* **Aim**: The material below includes pictures; leave them out and return only the lines between the line containing "Write the React, TypeScript" and the line containing "const [active, setActive]", inclusive, word for word.

* **Given data**:
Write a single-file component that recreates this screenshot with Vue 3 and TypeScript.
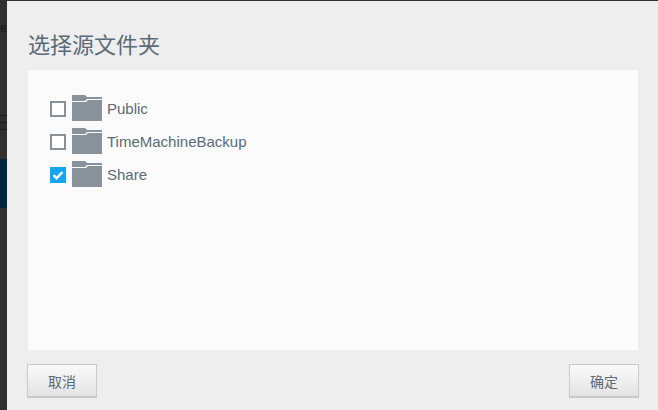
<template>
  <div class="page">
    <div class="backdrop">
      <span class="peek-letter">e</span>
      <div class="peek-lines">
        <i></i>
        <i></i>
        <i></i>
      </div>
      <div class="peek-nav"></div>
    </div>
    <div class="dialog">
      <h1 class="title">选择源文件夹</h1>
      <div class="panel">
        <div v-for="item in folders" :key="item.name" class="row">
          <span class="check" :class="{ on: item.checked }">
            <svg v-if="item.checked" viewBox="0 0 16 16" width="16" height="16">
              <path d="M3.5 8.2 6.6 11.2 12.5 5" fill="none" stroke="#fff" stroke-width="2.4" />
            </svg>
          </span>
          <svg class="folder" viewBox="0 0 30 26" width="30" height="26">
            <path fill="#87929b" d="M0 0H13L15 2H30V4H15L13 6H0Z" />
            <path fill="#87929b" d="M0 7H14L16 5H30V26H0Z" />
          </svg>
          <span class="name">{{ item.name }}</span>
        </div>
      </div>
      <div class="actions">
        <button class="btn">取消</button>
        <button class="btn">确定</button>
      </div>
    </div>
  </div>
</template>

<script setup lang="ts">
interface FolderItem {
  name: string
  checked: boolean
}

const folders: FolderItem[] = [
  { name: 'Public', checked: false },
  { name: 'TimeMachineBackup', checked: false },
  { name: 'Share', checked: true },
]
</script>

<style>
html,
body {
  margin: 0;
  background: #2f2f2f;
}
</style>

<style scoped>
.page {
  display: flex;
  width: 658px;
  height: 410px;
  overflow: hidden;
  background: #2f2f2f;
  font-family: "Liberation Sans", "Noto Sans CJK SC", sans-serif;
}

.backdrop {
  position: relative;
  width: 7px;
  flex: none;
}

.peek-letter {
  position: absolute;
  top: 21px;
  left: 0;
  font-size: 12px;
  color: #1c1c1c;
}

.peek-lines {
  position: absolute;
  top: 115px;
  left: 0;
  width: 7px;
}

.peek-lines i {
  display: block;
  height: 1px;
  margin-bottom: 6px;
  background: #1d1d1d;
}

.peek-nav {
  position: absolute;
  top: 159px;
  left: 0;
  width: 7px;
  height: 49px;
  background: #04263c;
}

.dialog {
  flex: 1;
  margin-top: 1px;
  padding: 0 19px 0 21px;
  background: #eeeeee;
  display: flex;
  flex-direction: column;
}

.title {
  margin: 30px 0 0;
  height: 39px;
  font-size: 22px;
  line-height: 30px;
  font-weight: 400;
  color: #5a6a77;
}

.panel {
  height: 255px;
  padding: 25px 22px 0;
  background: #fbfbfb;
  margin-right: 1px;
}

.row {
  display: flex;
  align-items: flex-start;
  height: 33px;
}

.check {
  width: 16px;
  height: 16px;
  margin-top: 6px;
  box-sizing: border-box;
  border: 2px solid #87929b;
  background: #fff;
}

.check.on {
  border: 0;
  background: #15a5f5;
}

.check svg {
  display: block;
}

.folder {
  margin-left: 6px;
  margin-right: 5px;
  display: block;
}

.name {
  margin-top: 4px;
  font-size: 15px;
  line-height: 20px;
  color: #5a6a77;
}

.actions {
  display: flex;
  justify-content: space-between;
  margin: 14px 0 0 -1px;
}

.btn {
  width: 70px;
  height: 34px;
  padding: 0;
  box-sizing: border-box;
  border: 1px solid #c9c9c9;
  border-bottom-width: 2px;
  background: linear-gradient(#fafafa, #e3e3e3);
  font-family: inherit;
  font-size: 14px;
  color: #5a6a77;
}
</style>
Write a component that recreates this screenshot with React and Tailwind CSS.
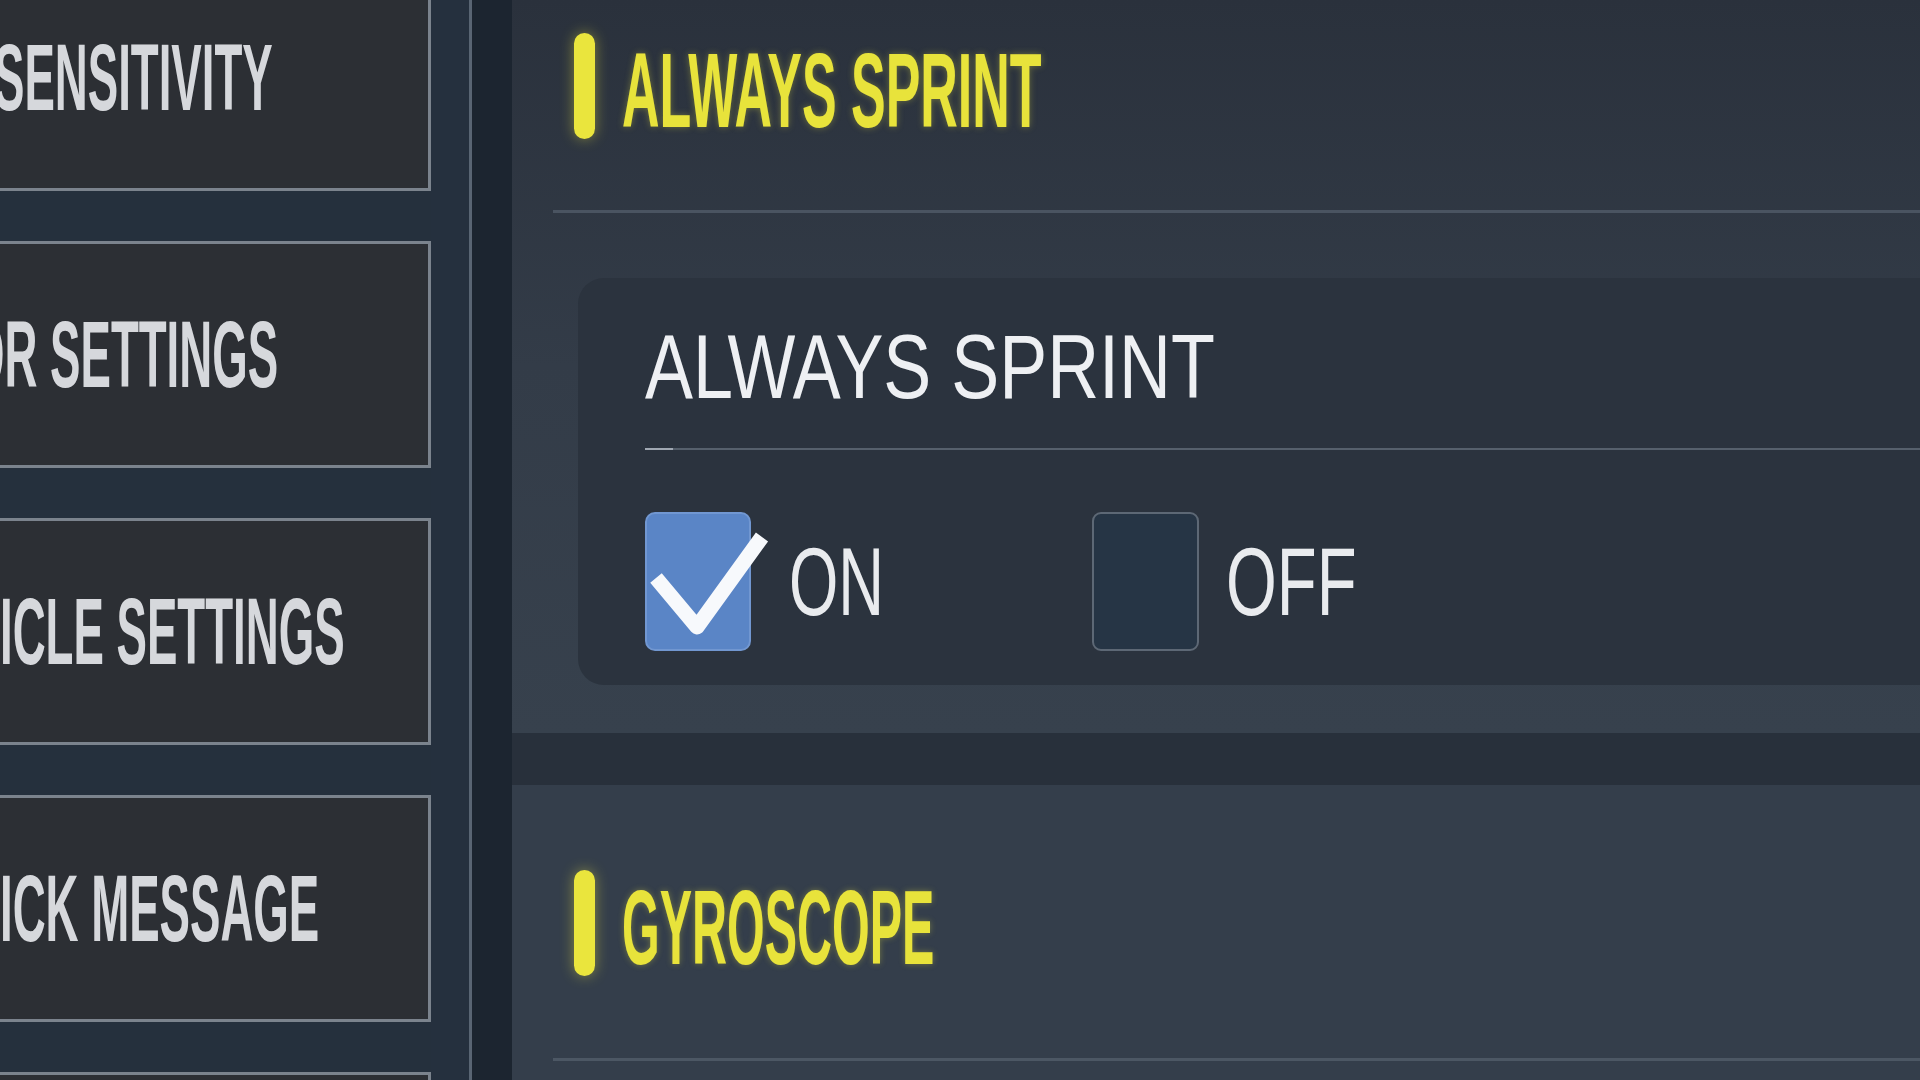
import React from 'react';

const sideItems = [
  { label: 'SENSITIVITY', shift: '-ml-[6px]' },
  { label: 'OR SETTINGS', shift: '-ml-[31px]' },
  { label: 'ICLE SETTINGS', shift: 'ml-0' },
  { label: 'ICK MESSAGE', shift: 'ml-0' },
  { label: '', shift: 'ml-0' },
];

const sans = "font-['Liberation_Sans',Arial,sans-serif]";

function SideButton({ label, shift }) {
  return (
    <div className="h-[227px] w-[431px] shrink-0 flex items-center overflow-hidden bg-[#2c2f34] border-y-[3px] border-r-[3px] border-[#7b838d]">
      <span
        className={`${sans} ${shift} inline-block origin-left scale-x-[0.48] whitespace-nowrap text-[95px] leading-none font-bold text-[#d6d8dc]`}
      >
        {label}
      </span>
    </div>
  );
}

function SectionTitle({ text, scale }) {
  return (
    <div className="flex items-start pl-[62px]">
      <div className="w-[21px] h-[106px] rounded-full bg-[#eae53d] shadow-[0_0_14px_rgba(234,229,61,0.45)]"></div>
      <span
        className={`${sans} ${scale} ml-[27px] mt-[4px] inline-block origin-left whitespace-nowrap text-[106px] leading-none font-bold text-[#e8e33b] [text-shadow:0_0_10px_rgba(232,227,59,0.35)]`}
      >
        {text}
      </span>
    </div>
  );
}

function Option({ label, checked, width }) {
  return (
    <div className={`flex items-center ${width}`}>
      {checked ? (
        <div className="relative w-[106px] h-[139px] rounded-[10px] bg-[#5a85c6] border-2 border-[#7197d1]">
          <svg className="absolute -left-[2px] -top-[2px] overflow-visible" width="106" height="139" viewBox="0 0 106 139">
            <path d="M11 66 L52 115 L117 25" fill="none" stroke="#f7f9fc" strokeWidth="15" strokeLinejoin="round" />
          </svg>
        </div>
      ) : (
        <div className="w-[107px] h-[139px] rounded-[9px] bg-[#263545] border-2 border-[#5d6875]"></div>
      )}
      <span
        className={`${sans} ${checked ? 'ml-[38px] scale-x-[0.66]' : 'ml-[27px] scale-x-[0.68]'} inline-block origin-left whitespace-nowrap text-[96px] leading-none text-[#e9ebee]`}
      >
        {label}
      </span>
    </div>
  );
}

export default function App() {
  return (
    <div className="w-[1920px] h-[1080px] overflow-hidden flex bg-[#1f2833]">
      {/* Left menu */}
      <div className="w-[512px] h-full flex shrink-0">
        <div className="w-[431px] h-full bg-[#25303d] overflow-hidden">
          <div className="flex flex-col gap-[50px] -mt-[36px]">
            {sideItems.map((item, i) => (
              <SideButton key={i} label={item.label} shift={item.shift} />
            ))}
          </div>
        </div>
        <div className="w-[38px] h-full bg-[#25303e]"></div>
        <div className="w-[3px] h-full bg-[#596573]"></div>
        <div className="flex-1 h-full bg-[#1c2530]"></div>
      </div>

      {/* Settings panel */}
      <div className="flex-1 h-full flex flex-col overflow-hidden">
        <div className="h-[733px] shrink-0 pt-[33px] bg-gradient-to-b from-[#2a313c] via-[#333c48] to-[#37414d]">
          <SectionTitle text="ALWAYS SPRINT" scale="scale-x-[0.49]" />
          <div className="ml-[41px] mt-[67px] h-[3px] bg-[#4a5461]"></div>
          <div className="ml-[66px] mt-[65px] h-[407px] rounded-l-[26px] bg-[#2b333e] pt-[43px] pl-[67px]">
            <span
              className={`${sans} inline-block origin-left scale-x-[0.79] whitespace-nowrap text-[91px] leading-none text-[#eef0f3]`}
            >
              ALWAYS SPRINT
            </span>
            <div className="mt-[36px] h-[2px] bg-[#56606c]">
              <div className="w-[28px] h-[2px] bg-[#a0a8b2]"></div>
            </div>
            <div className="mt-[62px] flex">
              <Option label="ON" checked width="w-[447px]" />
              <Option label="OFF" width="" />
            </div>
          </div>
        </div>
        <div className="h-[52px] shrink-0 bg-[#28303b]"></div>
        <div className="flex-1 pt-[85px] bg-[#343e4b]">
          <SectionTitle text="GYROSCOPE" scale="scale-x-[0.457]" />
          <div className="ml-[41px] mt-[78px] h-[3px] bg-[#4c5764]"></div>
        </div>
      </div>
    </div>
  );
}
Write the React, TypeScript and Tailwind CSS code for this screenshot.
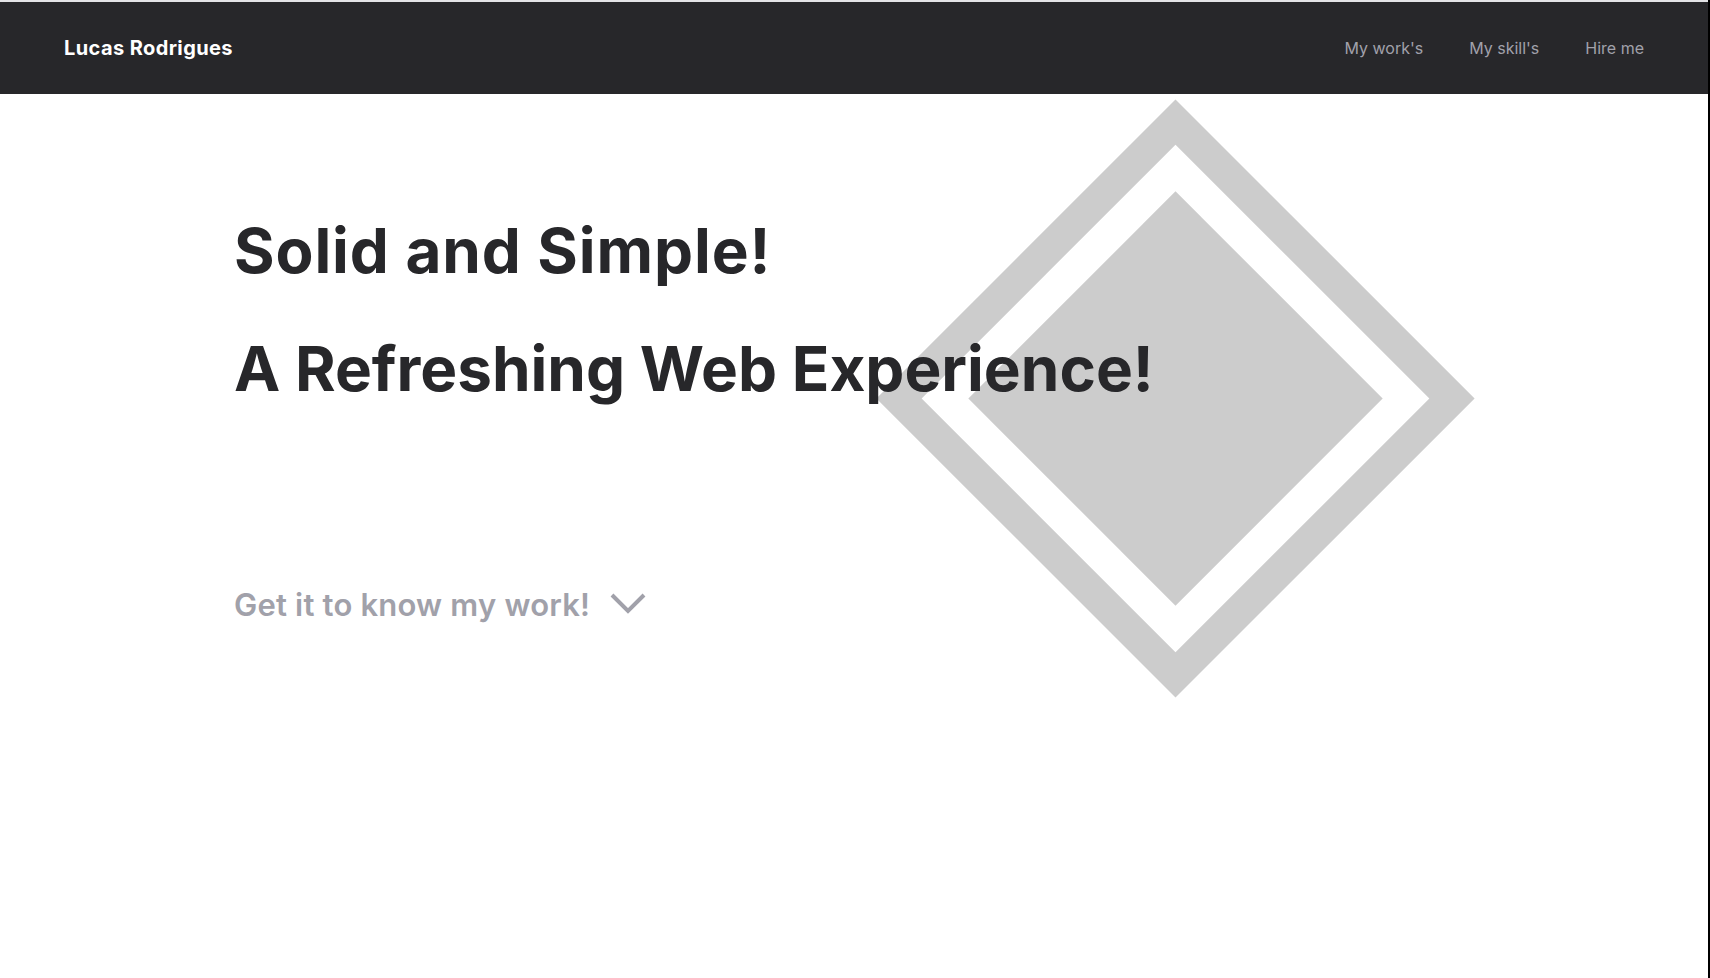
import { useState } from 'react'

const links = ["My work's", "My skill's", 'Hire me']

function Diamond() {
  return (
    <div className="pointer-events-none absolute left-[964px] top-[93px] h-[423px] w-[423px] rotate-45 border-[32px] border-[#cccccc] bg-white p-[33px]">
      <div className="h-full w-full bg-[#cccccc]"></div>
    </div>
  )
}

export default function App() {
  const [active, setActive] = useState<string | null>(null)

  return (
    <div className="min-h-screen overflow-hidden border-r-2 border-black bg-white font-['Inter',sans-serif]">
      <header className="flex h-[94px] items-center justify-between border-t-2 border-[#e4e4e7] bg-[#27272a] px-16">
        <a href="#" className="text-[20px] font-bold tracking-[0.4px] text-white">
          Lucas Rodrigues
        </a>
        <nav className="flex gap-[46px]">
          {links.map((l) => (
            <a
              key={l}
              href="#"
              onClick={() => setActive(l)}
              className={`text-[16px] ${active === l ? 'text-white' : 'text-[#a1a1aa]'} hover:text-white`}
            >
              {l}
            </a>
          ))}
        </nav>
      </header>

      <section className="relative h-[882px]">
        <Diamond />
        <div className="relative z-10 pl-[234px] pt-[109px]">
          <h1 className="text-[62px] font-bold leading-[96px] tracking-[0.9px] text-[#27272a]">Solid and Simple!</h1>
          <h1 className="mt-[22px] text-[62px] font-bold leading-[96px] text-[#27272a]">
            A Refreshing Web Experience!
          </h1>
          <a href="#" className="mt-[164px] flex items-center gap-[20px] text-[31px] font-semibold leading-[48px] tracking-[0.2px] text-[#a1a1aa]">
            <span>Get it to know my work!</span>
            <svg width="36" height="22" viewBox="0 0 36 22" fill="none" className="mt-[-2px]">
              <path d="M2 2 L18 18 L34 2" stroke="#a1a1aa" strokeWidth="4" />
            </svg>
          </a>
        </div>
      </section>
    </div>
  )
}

* **Final answer**:
Write the React, TypeScript and Tailwind CSS code for this screenshot.
import { useState } from 'react'

const links = ["My work's", "My skill's", 'Hire me']

function Diamond() {
  return (
    <div className="pointer-events-none absolute left-[964px] top-[93px] h-[423px] w-[423px] rotate-45 border-[32px] border-[#cccccc] bg-white p-[33px]">
      <div className="h-full w-full bg-[#cccccc]"></div>
    </div>
  )
}

export default function App() {
  const [active, setActive] = useState<string | null>(null)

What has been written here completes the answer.